The bus trip starts out fairly mundane, heading through Sarajevo and outlying towns. It seemed to take ages to get to the countryside. After we did though, the trip began to get more interesting. We seemed to be heading down a long gorge that lasted most of the trip. Every so often the valley would open up a bit and a pretty mountain village would appear. These were dotted along the course of our journey. A river accompanied us for the trip, first heading back towards Sarajevo, so I knew that we must be still climbing (that and the increasing snow cover gave it away).
Then we went through a long dark tunnel and the trip took on a new dimension. We were now in a narrow gorge with enormous peaks surrounding us. We could look out of the bus window almost straight up to see snow capped mountains all around. The river, which was more of a stream again, was now running in the opposite direction towards Mostar so I guessed that we had stopped climbing and were now heading down.
Passing through towns such as Konjic and Jablanica, I saw a series of dams that had turned a fast flowing mountain river into a series of lakes. This has created a number of lovely lakeside villages. The hills surrounding the valley were extremely steep, craggy and barren, creating an eerie atmosphere that was added to by the mist that shrouded them in secrecy.
As we came out into an open valley and the number of dwellings and businesses started to increase I realised that the ride was nearly over and we would soon be in Mostar. On arrival I rang the Kriva Cuprija Motel where we were staying as they had offered to come and pick us up from the bus station. It was just as well, because once again the bus station is quite a long way out and it would not have been a comfortable walk.
The Kriva Cuprija (crooked bridge) is a small stone bridge that crosses the river Radobolja which at this point is a raging torrent. The motel itself is a converted mill and the water flows all around it making a deafening roar as you enter. Jasna, one of our hosts, had picked us up from the bus station and now showed us to our room which was lovely. We dropped our bags and headed out in the last light of the day to check out the old town. Our motel is just about as close to the Stari Most, the Old Bridge, as you can possibly get.
We wandered along the cobbled streets noticing the extent of the war damage that remains. Jasna had explained to us that things are being fixed up but it takes a long time to undo the damage that has been done. 'Ten years is not enough.' The old bridge itself was destroyed in 1993 and has since been rebuilt. Opened in 2004 the new 'old bridge' is an exact replica of the original. What stuck us most poignantly though was the utter mindlessness of destroying something so beautiful.
Travelling through a beautiful part of the world that war has ravaged so recently tells you something. War is stupid.
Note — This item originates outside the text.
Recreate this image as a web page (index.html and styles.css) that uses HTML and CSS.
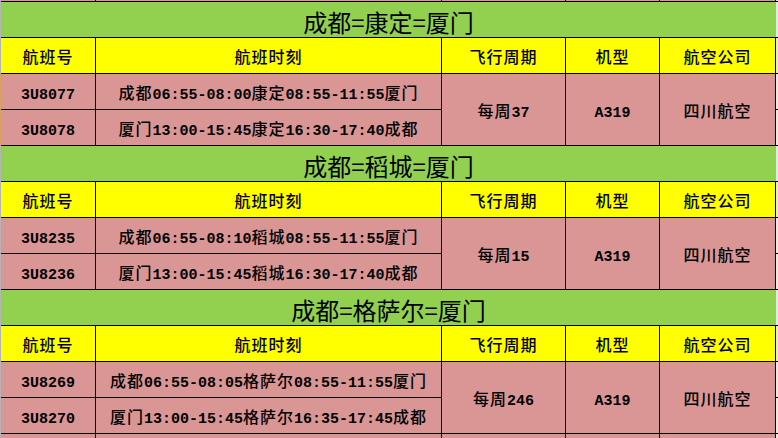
FILE: index.html
```html
<!DOCTYPE html>
<html lang="zh-CN">
<head>
<meta charset="utf-8">
<title>航班时刻表</title>
<link rel="stylesheet" href="styles.css">
</head>
<body>
<div class="page">
  <div class="lead"></div>
  <div class="sheet">
    <div class="c top"></div><div class="c top"></div><div class="c top"></div><div class="c top"></div><div class="c top"></div>

    <div class="title"><span>成都=康定=厦门</span></div>
    <div class="c h"><span>航班号</span></div>
    <div class="c h"><span>航班时刻</span></div>
    <div class="c h"><span>飞行周期</span></div>
    <div class="c h"><span>机型</span></div>
    <div class="c h"><span>航空公司</span></div>
    <div class="c"><span><span class="n">3U8077</span></span></div>
    <div class="c"><span>成都<span class="n">06:55-08:00</span>康定<span class="n">08:55-11:55</span>厦门</span></div>
    <div class="c span2"><span>每周<span class="n">37</span></span></div>
    <div class="c span2"><span><span class="n">A319</span></span></div>
    <div class="c span2"><span>四川航空</span></div>
    <div class="c"><span><span class="n">3U8078</span></span></div>
    <div class="c"><span>厦门<span class="n">13:00-15:45</span>康定<span class="n">16:30-17:40</span>成都</span></div>

    <div class="title"><span>成都=稻城=厦门</span></div>
    <div class="c h"><span>航班号</span></div>
    <div class="c h"><span>航班时刻</span></div>
    <div class="c h"><span>飞行周期</span></div>
    <div class="c h"><span>机型</span></div>
    <div class="c h"><span>航空公司</span></div>
    <div class="c"><span><span class="n">3U8235</span></span></div>
    <div class="c"><span>成都<span class="n">06:55-08:10</span>稻城<span class="n">08:55-11:55</span>厦门</span></div>
    <div class="c span2"><span>每周<span class="n">15</span></span></div>
    <div class="c span2"><span><span class="n">A319</span></span></div>
    <div class="c span2"><span>四川航空</span></div>
    <div class="c"><span><span class="n">3U8236</span></span></div>
    <div class="c"><span>厦门<span class="n">13:00-15:45</span>稻城<span class="n">16:30-17:40</span>成都</span></div>

    <div class="title"><span>成都=格萨尔=厦门</span></div>
    <div class="c h"><span>航班号</span></div>
    <div class="c h"><span>航班时刻</span></div>
    <div class="c h"><span>飞行周期</span></div>
    <div class="c h"><span>机型</span></div>
    <div class="c h"><span>航空公司</span></div>
    <div class="c"><span><span class="n">3U8269</span></span></div>
    <div class="c"><span>成都<span class="n">06:55-08:05</span>格萨尔<span class="n">08:55-11:55</span>厦门</span></div>
    <div class="c span2"><span>每周<span class="n">246</span></span></div>
    <div class="c span2"><span><span class="n">A319</span></span></div>
    <div class="c span2"><span>四川航空</span></div>
    <div class="c"><span><span class="n">3U8270</span></span></div>
    <div class="c"><span>厦门<span class="n">13:00-15:45</span>格萨尔<span class="n">16:35-17:45</span>成都</span></div>

    <div class="c bottom"></div><div class="c bottom"></div><div class="c bottom"></div><div class="c bottom"></div><div class="c bottom"></div>
  </div>
  <div class="tail"></div>
</div>
</body>
</html>
```
FILE: styles.css
```css
html, body {
  margin: 0;
  padding: 0;
  background: #dfeee0;
  overflow: hidden;
}

.page {
  display: flex;
  width: 778px;
  height: 438px;
  color: #000;
  font-family: "Noto Sans CJK SC", sans-serif;
}

.lead {
  width: 1px;
  flex: none;
  background: linear-gradient(#b5b5b5 0 74px, #d9a25b 74px 145px, #b5b5b5 145px);
}

.sheet {
  width: 775px;
  flex: none;
  display: grid;
  grid-template-columns: 95px 346px 124px 94px 116px;
  align-content: start;
}

.tail {
  width: 2px;
  flex: none;
  background-image: linear-gradient(#000 0 1px, #dfeee0 1px);
  background-size: 2px 36px;
  background-position: 0 1px;
}

.c {
  box-sizing: border-box;
  height: 36px;
  border-right: 1px solid #000;
  border-bottom: 1px solid #000;
  background: #da9694;
  display: flex;
  align-items: center;
  justify-content: center;
  font-size: 16px;
  font-weight: 500;
  letter-spacing: 1px;
  white-space: nowrap;
}

.c.h {
  background: #ffff00;
}

.c.span2 {
  grid-row: span 2;
  height: 72px;
}

.c.top {
  height: 2px;
}

.c.bottom {
  height: 4px;
  border-bottom: none;
}

.n {
  font-family: "Liberation Mono", monospace;
  font-size: 15px;
  font-weight: bold;
  letter-spacing: 0;
}

.title {
  grid-column: 1 / -1;
  box-sizing: border-box;
  height: 36px;
  background: #92d050;
  border-bottom: 1px solid #000;
  display: flex;
  align-items: center;
  justify-content: center;
  padding-top: 3px;
  font-size: 24px;
  font-weight: 400;
  white-space: nowrap;
}
```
If you didn't know that already, come here and take a look at homes with bullet holes strewn across them, walk past the bombed out shells of buildings that had once been beautiful, witness the new graves covered in flowers from grieving relatives and you too will realise it. War is stupid.
To their credit, the reconstruction process had achieved remarkable things in the decade or so since the end of the war. We walked back to our motel in the evening air and enjoyed the lights illuminating the old buildings.
For dinner, one of the highly recommended restaurants in Mostar is the Konoba Taurus. This place just happened to be less than 15 metres from the door of our room. It's an old stone cottage build right beside the 'crooked bridge'. We entered to find an inviting log fire and lots of laughter. The meals were good, and very big serves. Jess and I enjoyed a carafe of the house red wine (very big), and the laughter in the restaurant increased, except now most of it was coming from our table. The music was good and the atmosphere friendly. Sadly, just as we were ready to enjoy a tasty treat for dessert the waiter informed us that they didn't have anything for dessert. Oh well, we probably didn't need it anyway. We went to sleep with the soothing sounds of the water surrounding us.